Task goal —
Give the data again exactly as written, skipping any pictures.

** BEGIN **

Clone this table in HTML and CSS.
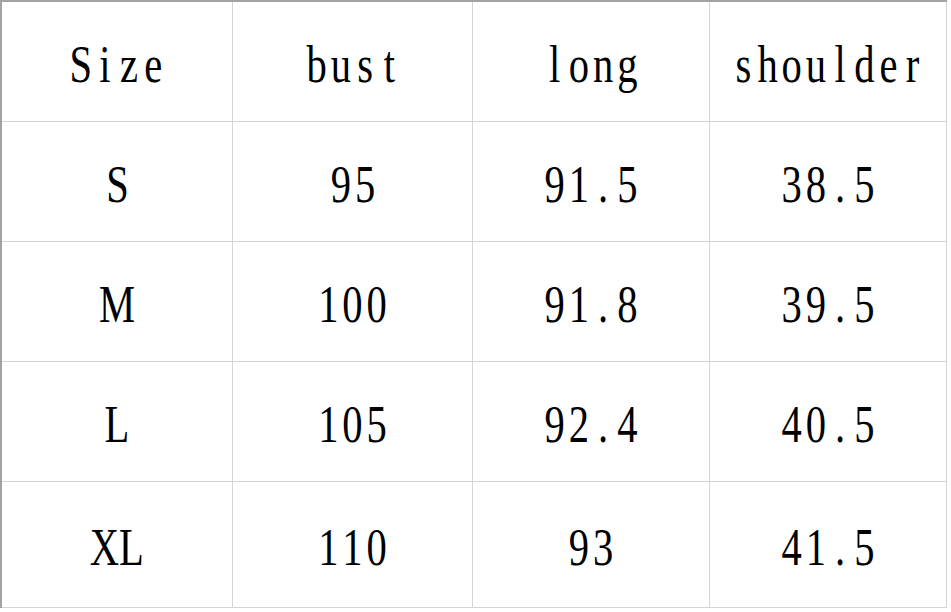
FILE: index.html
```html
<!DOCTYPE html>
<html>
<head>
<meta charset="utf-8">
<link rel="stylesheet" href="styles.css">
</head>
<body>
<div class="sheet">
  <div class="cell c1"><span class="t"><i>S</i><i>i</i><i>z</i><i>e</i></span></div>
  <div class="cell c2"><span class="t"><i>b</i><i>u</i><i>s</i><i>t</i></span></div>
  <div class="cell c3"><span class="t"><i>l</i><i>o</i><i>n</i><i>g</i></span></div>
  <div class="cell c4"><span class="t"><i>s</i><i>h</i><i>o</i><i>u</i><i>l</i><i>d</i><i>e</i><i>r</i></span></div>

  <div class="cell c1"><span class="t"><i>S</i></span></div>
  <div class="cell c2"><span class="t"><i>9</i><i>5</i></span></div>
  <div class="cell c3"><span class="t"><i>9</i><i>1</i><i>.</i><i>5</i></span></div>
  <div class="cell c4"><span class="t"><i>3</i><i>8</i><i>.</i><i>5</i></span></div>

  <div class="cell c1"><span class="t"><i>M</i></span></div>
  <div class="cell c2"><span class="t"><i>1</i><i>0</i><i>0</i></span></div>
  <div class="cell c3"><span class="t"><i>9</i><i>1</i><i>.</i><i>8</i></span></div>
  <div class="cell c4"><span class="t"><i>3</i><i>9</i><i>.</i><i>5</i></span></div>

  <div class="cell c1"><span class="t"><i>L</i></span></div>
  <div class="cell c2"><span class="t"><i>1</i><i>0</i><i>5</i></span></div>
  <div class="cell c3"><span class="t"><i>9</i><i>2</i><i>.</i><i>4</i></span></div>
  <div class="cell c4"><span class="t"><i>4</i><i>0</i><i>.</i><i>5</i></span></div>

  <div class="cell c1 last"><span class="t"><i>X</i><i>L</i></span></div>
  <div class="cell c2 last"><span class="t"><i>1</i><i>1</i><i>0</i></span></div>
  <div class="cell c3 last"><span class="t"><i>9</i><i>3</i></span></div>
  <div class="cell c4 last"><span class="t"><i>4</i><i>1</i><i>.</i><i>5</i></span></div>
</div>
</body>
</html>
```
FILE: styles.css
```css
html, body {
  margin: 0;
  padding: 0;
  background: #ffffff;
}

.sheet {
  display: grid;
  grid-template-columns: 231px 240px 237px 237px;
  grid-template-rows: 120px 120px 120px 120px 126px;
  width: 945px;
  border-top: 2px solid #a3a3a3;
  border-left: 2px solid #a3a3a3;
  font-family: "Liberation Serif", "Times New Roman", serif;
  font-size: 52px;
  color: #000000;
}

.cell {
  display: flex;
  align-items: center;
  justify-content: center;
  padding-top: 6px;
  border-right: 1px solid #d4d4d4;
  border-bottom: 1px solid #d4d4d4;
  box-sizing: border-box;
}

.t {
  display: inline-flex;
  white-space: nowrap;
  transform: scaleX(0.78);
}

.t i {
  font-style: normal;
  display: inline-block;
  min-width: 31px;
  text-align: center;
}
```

** END **

Exercise solution —
Clone this table in HTML and CSS.
FILE: index.html
```html
<!DOCTYPE html>
<html>
<head>
<meta charset="utf-8">
<link rel="stylesheet" href="styles.css">
</head>
<body>
<div class="sheet">
  <div class="cell c1"><span class="t"><i>S</i><i>i</i><i>z</i><i>e</i></span></div>
  <div class="cell c2"><span class="t"><i>b</i><i>u</i><i>s</i><i>t</i></span></div>
  <div class="cell c3"><span class="t"><i>l</i><i>o</i><i>n</i><i>g</i></span></div>
  <div class="cell c4"><span class="t"><i>s</i><i>h</i><i>o</i><i>u</i><i>l</i><i>d</i><i>e</i><i>r</i></span></div>

  <div class="cell c1"><span class="t"><i>S</i></span></div>
  <div class="cell c2"><span class="t"><i>9</i><i>5</i></span></div>
  <div class="cell c3"><span class="t"><i>9</i><i>1</i><i>.</i><i>5</i></span></div>
  <div class="cell c4"><span class="t"><i>3</i><i>8</i><i>.</i><i>5</i></span></div>

  <div class="cell c1"><span class="t"><i>M</i></span></div>
  <div class="cell c2"><span class="t"><i>1</i><i>0</i><i>0</i></span></div>
  <div class="cell c3"><span class="t"><i>9</i><i>1</i><i>.</i><i>8</i></span></div>
  <div class="cell c4"><span class="t"><i>3</i><i>9</i><i>.</i><i>5</i></span></div>

  <div class="cell c1"><span class="t"><i>L</i></span></div>
  <div class="cell c2"><span class="t"><i>1</i><i>0</i><i>5</i></span></div>
  <div class="cell c3"><span class="t"><i>9</i><i>2</i><i>.</i><i>4</i></span></div>
  <div class="cell c4"><span class="t"><i>4</i><i>0</i><i>.</i><i>5</i></span></div>

  <div class="cell c1 last"><span class="t"><i>X</i><i>L</i></span></div>
  <div class="cell c2 last"><span class="t"><i>1</i><i>1</i><i>0</i></span></div>
  <div class="cell c3 last"><span class="t"><i>9</i><i>3</i></span></div>
  <div class="cell c4 last"><span class="t"><i>4</i><i>1</i><i>.</i><i>5</i></span></div>
</div>
</body>
</html>
```
FILE: styles.css
```css
html, body {
  margin: 0;
  padding: 0;
  background: #ffffff;
}

.sheet {
  display: grid;
  grid-template-columns: 231px 240px 237px 237px;
  grid-template-rows: 120px 120px 120px 120px 126px;
  width: 945px;
  border-top: 2px solid #a3a3a3;
  border-left: 2px solid #a3a3a3;
  font-family: "Liberation Serif", "Times New Roman", serif;
  font-size: 52px;
  color: #000000;
}

.cell {
  display: flex;
  align-items: center;
  justify-content: center;
  padding-top: 6px;
  border-right: 1px solid #d4d4d4;
  border-bottom: 1px solid #d4d4d4;
  box-sizing: border-box;
}

.t {
  display: inline-flex;
  white-space: nowrap;
  transform: scaleX(0.78);
}

.t i {
  font-style: normal;
  display: inline-block;
  min-width: 31px;
  text-align: center;
}
```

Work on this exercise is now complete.